Mike and Joanna Noonan have the marriage we lesser mortals crave.  They like and understand each other and she knows when to deflate his ego.  Not that Mike needs much deflating.  He’s one of King’s Everymen, a decent, sensible guy who happens to write for a living.  These two likeable people should have given each other decades of joy and a couple of kids.  Bag of Bones could have been called, “Lives that Should have been.”

Because Joanna Noonan is dead on page one and Mike is left alone.  His ability to write packs up and leaves shortly after her funeral.  Now, Stephen King published thirty-three novels in the quarter century before Bag of Bones but somewhere along the way he learned about writer’s block.  It’s real and it’s hell and he captures that pain on the pages of this book. Without his wife or the ability to work, our hero is a man without focus.

Luckily, he still has a few things left to love, like his summer home “on the TR” and reading.  If anything, Bag of Bones is a book-lovers book.  It cites authors from Melville to McDonald and is tied, through multiple references to Rebecca (one of my all-time, hands-down, favorites)  After four years of grief, Mike returns to the summer home he and his wife loved so well.  That’s when the bad stuff really starts.
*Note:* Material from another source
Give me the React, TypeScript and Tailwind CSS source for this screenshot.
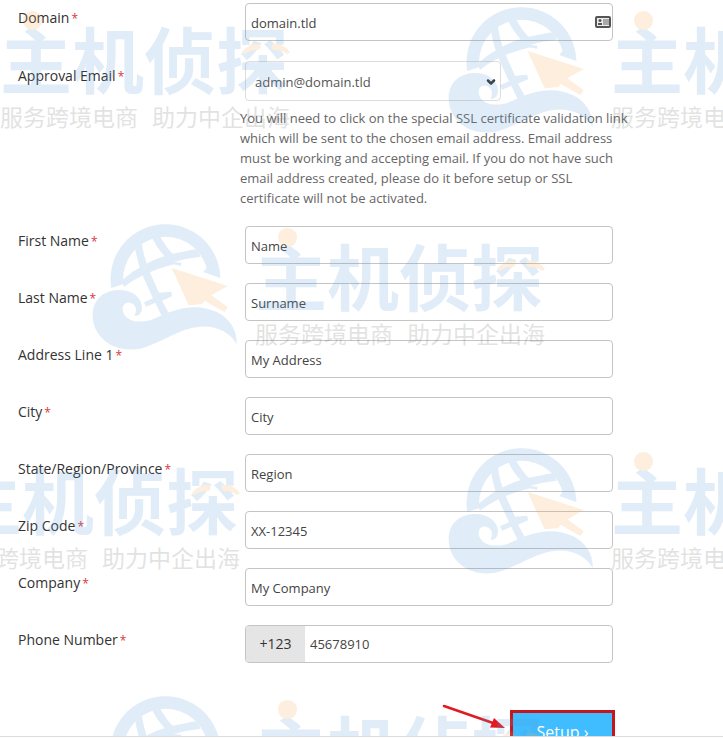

One issue pertains to the nice girl down the road and her toddler daughter, Kyra.  Mike gets caught in the cross-fire of a custody battle between the girl and  her terrible father-in-law.  That’s bad but Mike’s bigger problem are the people in his house.  You could say Mike’s not living alone, except he’s the only one in the house that’s alive.  These problems and others keep him on the place and in the bulls-eye of unending curse.  To survive and save someone he loves, Mike must unearth the secrets that holds the TR in its grip and he’ll find out which forces really survive death.

Lyrical in places and perfectly paced, Bag of Bones turned me into a fan.   If you pick it up now, you’ll read it at the height of the summer, the perfect time for this story.  Read it in the woods, or by the lake but don’t read it when you’re alone.  It’s too easy to believe in ghosts when you’re book-deep in a summer’s night.